Chemical mechanical polish (CMP) is a common practice in the formation of integrated circuits. Typically, CMP is used for the planarization of semiconductor wafers. CMP takes advantage of the synergetic effect of both physical and chemical forces for polishing of wafers. It is performed by applying a load force to the back of a wafer while the wafer rests on a polish pad. Both the polish pad and the wafer are counter-rotated while a slurry containing both abrasives and reactive chemicals is passed underneath. CMP is an effective way to achieve truly global planarization over the entire wafer.

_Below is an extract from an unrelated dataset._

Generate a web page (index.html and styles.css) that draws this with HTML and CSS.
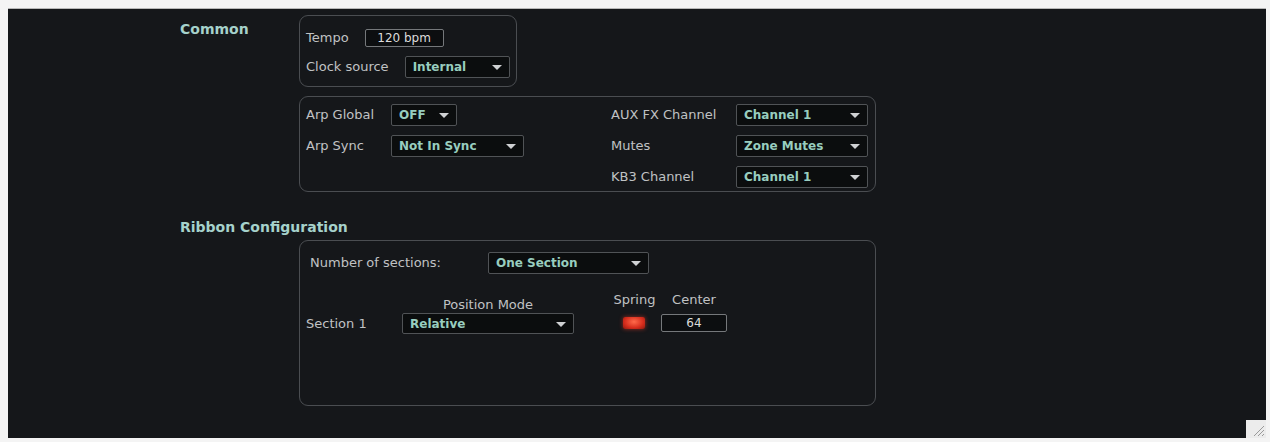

CMP processes typically involve various rinse steps. Conventionally, polish pads and wafers were rinsed with de-ionized (DI) water. The advantageous feature of the DI water is that there will be no undesirable particles left on wafers or polish pads. However, the conventional rinse method using DI water also suffers from drawbacks. First, DI water cannot thoroughly remove the by-products of the CMP, thus a considerable amount of residues was found to be left on wafers after rinsing. Particularly, organic residues are hard to remove even if additional cleaning solutions are used.
Second, DI water, due to its property of lacking ions, has a low conductivity, and thus cannot release the static electricity charges generated in the polishing and the cleaning steps. This results in serious metal line galvanic corrosion by charge transfer. Particularly, significant galvanic corrosions were found in copper lines and other metal features.
Third, with a considerable amount of particles remaining on the polish pads, the lifetime of the polish pads is shortened, resulting in increased CMP cost. In addition, the lifetimes vary significantly from pad to pad, causing difficulty in the monitoring of the polish pads. Accordingly, what is needed in the art is a new rinse method capable of cleaning wafers and polish pads more thoroughly.